学校の前で子どもたちに聞こえるように“スパイの子どもたち!”“朝鮮学校を日本からたたきだせ!”などと人として信じられない暴言を拡声器の爆音をもって騒ぎ立てました。
子どもたちはおびえて、中には涙を流すこどもたちもいたそうです。

私が悔しい、腹立たしいと思ったのは、何もその団体に感じたことではありません。
朝鮮語のことわざに“糞を避けるのは怖いからで無く汚いからだ”という言葉があります。
私が本当に許せないのはこのような事態が許されている“この社会の規律と良識”に感じています。

当日警察も子どもたちがおびえてるにもかかわらず“自分たちは間に入っている立場”とし制御しようともしない。スピーカを校門のまん前で校舎に向けて騒いでるにもかかわらず禁止させない。
これが言論の自由ですか?法や警察はこどもを守ってくれないというのがむなしくてたまりませんでした。

自由使用の公園なのにも関わらず“不法占拠”とののしり、地域の方々も使っているゴールポストを動かしたり、利用する子どもの安全のために設置されたスピーカーの線を切り、朝礼台と一緒に校門前に投げつける暴挙。
器物破損ではないのですか?強制執行は一般市民に権限があるのですか?
子どもたちがおびえ、泣いているのに脅迫罪ではないのですか?
そこにいる個人や団体を誹謗中傷し侮辱罪ではないのですか?

そこに駆けつけた私たちは声がかれるまで警察に訴えたのに取り合ってくれませんでした。
私は学校に駆けつける前に、某大学で人権教育の招かれ、“人権とこどもの学ぶ権利”を物知り顔で語っていました。
このときほど“人権と子どもの学ぶ権利”が虚しく聞こえたときはありません。

私はこの問題が一部のレイシスト集団の問題ではなく、それを許容する日本社会の“良識”を問いたいです。

たしかにこのような集団は日本人の一部かもしれません。
“日本人は悪い人ばかりではありません。信じてください”とおっしゃりたい方もいるでしょう。
そういう意味では日本の方々も被害者かもしれませんが、今回の問題の本質ではありません。
明確にこのような事態が起こったことは、これが許されたことになると思います。
いまこそ“日本社会の良識”にとうべきだと思っています。

いままで本当に悔しい思いをいっぱいしてきましたが、もうたくさんです。
今後このような事態が起こったとき、また私たち朝鮮人は門扉の前で歯を食いしばり、血の涙をのみながら我慢に我慢を続けないといけないのでしょうか?
正直に今回子どもたちに“守ってやれなくて申し訳ない”との考えが頭を離れず夜も悔しくて眠れませんでした。

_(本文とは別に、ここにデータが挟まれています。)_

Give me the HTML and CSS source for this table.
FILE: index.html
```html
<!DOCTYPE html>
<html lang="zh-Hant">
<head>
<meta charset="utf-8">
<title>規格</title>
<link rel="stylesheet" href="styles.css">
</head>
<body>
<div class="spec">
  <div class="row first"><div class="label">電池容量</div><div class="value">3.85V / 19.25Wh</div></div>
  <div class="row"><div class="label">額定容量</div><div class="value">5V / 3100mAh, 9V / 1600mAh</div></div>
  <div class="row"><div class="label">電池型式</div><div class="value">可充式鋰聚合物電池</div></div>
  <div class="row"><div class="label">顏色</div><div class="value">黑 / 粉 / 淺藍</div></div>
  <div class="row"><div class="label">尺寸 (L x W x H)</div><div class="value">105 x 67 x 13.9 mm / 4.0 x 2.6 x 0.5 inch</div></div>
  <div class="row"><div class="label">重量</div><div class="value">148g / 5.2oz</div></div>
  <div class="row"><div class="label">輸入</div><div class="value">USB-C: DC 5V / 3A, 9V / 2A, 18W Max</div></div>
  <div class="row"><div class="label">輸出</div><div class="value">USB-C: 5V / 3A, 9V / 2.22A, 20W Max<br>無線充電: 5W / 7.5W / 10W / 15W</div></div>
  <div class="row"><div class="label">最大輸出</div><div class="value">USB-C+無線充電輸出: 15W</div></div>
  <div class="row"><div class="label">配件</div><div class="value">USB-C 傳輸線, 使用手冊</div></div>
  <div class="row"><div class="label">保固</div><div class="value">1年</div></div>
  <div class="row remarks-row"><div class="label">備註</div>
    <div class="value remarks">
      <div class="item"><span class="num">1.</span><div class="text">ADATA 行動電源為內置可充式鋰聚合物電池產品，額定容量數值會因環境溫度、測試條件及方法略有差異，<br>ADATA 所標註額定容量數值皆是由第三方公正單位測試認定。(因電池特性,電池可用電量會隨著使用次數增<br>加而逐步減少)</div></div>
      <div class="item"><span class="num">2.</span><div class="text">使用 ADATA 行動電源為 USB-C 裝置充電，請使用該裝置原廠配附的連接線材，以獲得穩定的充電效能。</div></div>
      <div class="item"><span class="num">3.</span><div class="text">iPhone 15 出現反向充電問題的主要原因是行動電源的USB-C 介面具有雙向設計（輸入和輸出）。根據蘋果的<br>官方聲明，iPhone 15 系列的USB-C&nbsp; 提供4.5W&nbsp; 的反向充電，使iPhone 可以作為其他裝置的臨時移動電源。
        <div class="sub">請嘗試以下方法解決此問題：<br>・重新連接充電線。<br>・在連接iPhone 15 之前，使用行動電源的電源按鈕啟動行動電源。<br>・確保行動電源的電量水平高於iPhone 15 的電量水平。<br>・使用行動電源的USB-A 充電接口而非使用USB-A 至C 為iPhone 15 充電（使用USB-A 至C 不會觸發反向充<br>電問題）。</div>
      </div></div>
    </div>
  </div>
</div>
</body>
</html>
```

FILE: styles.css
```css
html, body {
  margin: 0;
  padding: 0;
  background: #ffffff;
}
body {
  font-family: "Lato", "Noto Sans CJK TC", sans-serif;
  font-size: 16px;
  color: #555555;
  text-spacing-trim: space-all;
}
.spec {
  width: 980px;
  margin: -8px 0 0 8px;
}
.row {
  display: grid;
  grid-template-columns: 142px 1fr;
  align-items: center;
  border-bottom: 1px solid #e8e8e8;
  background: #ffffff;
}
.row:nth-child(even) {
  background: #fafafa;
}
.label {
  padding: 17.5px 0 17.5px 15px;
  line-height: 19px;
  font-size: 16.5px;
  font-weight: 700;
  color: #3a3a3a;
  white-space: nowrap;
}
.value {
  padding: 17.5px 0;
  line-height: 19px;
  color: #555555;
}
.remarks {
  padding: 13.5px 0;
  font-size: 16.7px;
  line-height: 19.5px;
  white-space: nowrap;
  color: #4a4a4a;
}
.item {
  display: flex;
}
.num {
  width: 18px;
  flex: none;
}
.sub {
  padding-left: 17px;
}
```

無くなった祖父母や一世たちが空の上からこの事態を見ているならば、どんな思いをしてるでしょうか?
自分たちの曾孫までもこんな仕打ちをされているのかと嘆き苦しんでいるでしょう。

長々と書きたて、最後まで読んでいただきありがとうございます。
もうこのような事態が起こらぬよう皆さんどうかこの社会を良識とあるべき姿を考えてください。。。

*1:追記:
一番最初の「在特会」の学校調査報告動画が送られてきた日の夜、いろんな複雑な感情に震えて涙が止まらなかった。第一初級学校は、前の大学の近所だったこともあって、とても思い入れがあったし、よくしてもらったから。さらに、その前に、証言集会に「在特会」から「妨害予告」が出ていたこともあって、私の精神状態は不安定極まりないものだった。「怒り」のあり方と同様に、この「涙」や「悲しみ」も、何なのかということは突き詰めないといけないと思う。ただ、証言集会の「妨害」では、「セカンドレイプ」が起こるかもしれないという恐怖があったから、よく説明できないけど、今回の件も私にとったら重なってしまった。とりあえず、冷静ではおられなかった。